Bei fast allen Rahmen ragte der Haken zu sehr aus dem Rahmen raus. Das sollte man vermeiden. Der Haken müsste fast unsichtbar sein.


Die Rückwand

Die meistgebrauchte war die graue Pappe (in 7 Fällen).
Bei einem Rahmen waren zwei Kartonstücke nebeneinander mit Klebesteifen geklebt worden.
Bei einem anderen wurde ein alter, abgenutzter Karton benutzt, worauf Schnittspuren zu sehen waren.
In zwei Fällen wurden Schaumstoffplatten verwendet und in einem Wellpappe.
Die Rückwand fixiert man normalerweise mit Nägel, die mit dem Tacker F18 geschossen werden. Das wurde auch von der Hälfte der Einrahmer getan. Die anderen fünf Rahmen wurden alle mit verschiedenen Systemen geschlossen: Nägel, die mit einem Hammer hineingehämmert wurden, Nägel mit pneumatischem Tacker, Klammern oder Plättchen.


Das Schutzpapier

In drei Fällen wurde ziemlich dünnes weisses Papier benutzt (60g /m2), das am Rahmen geleimt worden war.
In vier Fällen wurde graue Pappe oder anderer Karton benutzt. Ein Rahmen war mit weissem Papier versehen, das mit dem Namen des Einrahmers gedruckt war. Ein anderer Rahmen wurde einfach mit 5-cm-breitem Packband geschlossen, hatte hinten also keinen Schutz.

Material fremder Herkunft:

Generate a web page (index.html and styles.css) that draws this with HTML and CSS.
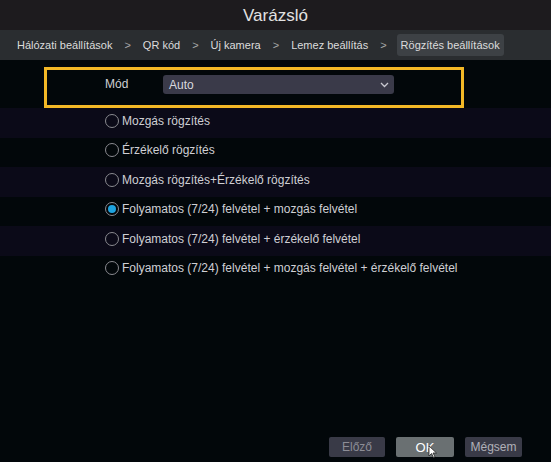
FILE: index.html
```html
<!DOCTYPE html>
<html>
<head>
<meta charset="utf-8">
<link rel="stylesheet" href="styles.css">
</head>
<body>
<div class="app">
  <header class="title">Varázsló</header>
  <nav class="crumbs">
    <span class="crumb">Hálózati beállítások</span><span class="sep">&gt;</span>
    <span class="crumb">QR kód</span><span class="sep">&gt;</span>
    <span class="crumb">Új kamera</span><span class="sep">&gt;</span>
    <span class="crumb">Lemez beállítás</span><span class="sep">&gt;</span>
    <span class="crumb active">Rögzítés beállítások</span>
  </nav>
  <main class="content">
    <div class="mode-box">
      <span class="mode-label">Mód</span>
      <div class="select">
        <span>Auto</span>
        <svg class="chev" width="9" height="6" viewBox="0 0 9 6"><path d="M1 1 L4.5 4.5 L8 1" fill="none" stroke="#c8c8d0" stroke-width="1.3"/></svg>
      </div>
    </div>
    <div class="rows">
      <div class="row stripe"><span class="radio"></span>Mozgás rögzítés</div>
      <div class="row"><span class="radio"></span>Érzékelő rögzítés</div>
      <div class="row stripe"><span class="radio"></span>Mozgás rögzítés+Érzékelő rögzítés</div>
      <div class="row"><span class="radio checked"></span>Folyamatos (7/24) felvétel + mozgás felvétel</div>
      <div class="row stripe"><span class="radio"></span>Folyamatos (7/24) felvétel + érzékelő felvétel</div>
      <div class="row"><span class="radio"></span>Folyamatos (7/24) felvétel + mozgás felvétel + érzékelő felvétel</div>
    </div>
  </main>
  <footer class="footer">
    <button class="btn">Előző</button>
    <button class="btn ok">OK<svg class="cursor" width="10" height="14" viewBox="0 0 10 14"><path d="M1 1 L1 11 L3.5 8.5 L5.5 12.5 L7 11.8 L5 8 L8.5 8 Z" fill="#fff" stroke="#222" stroke-width="0.8"/></svg></button>
    <button class="btn light">Mégsem</button>
  </footer>
</div>
</body>
</html>
```
FILE: styles.css
```css
* { box-sizing: border-box; }
html, body { margin: 0; padding: 0; }
body {
  background: #02070a;
  font-family: "Liberation Sans", Arial, sans-serif;
  color: #d0d0d4;
}
.app {
  width: 551px;
  height: 462px;
  display: flex;
  flex-direction: column;
  overflow: hidden;
}
.title {
  height: 30px;
  background: #1d1b1e;
  color: #e2e2e2;
  font-size: 17px;
  display: flex;
  align-items: center;
  justify-content: center;
  padding-top: 2px;
}
.crumbs {
  height: 30px;
  background: #2a2d30;
  display: flex;
  align-items: center;
  padding-left: 17px;
  font-size: 11px;
  color: #dcdcdc;
}
.sep {
  color: #a8a8a8;
  margin: 0 12px 0 12px;
}
.crumb.active {
  background: #3d4145;
  border-radius: 3px;
  padding: 5px 4px;
  margin-left: -2px;
}
.content {
  padding-top: 7px;
}
.mode-box {
  margin-left: 44px;
  width: 420px;
  height: 41px;
  border: 3px solid #f3b826;
  display: flex;
  align-items: flex-start;
  padding-top: 5px;
  padding-left: 58px;
  font-size: 12px;
}
.mode-label {
  width: 58px;
  line-height: 19px;
  color: #cfcfd4;
}
.select {
  width: 231px;
  height: 19px;
  background: #3a3a49;
  border-radius: 3px;
  display: flex;
  align-items: center;
  justify-content: space-between;
  padding: 0 5px 0 6px;
  color: #d8d8de;
  font-size: 12px;
}
.chev { margin-top: 1px; }
.rows {
  display: flex;
  flex-direction: column;
}
.row {
  height: 29.5px;
  display: flex;
  align-items: center;
  padding-left: 105px;
  padding-bottom: 4px;
  font-size: 12px;
  color: #cfcfd4;
}
.row.stripe { background: #0b0a18; }
.radio {
  width: 14px;
  height: 14px;
  border: 1.3px solid #8a8a90;
  border-radius: 50%;
  margin-right: 3px;
  display: flex;
  align-items: center;
  justify-content: center;
}
.radio.checked::after {
  content: "";
  width: 8px;
  height: 8px;
  border-radius: 50%;
  background: #1ea3df;
}
.footer {
  margin-top: auto;
  display: flex;
  justify-content: flex-end;
  gap: 11px;
  padding: 0 29px 5px 0;
}
.btn {
  width: 56px;
  height: 20px;
  border: none;
  border-radius: 2px;
  background: #393a47;
  color: #8d8d96;
  font-family: "Liberation Sans", Arial, sans-serif;
  font-size: 12px;
  padding: 0;
  position: relative;
}
.btn.ok {
  width: 58px;
  background: #6a7072;
  color: #ffffff;
  font-size: 13px;
}
.btn.light { color: #b0b0b8; width: 57px; }
.cursor {
  position: absolute;
  left: 32px;
  top: 8px;
}
```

Die Unterschrift des Einrahmers

Kein Rahmen wurde mit einem Etikett mit Firmenname versehen. Nur zwei wiesen einen Firmenstempel auf.
Ein Rahmen war, wie wir schon erwähnt haben, mit personalisiertem Papier geschlossen worden.


Die Verpackung

Fünf Einrahmer haben braunes Packpapier benutzt, zwei weisses Papier und zwei altes Papier, wahrscheinlich aus anderen Verpackungen.
Nur einer hat personalisiertes Packpapier verwendet.
Ein Einrahmer hat das Bild in Packpapier eingepackt und es dann in eine elegante Tragetasche getan. Das war der Einrahmer, dem wir den teuersten Preis verzeihen mussten. (50 €).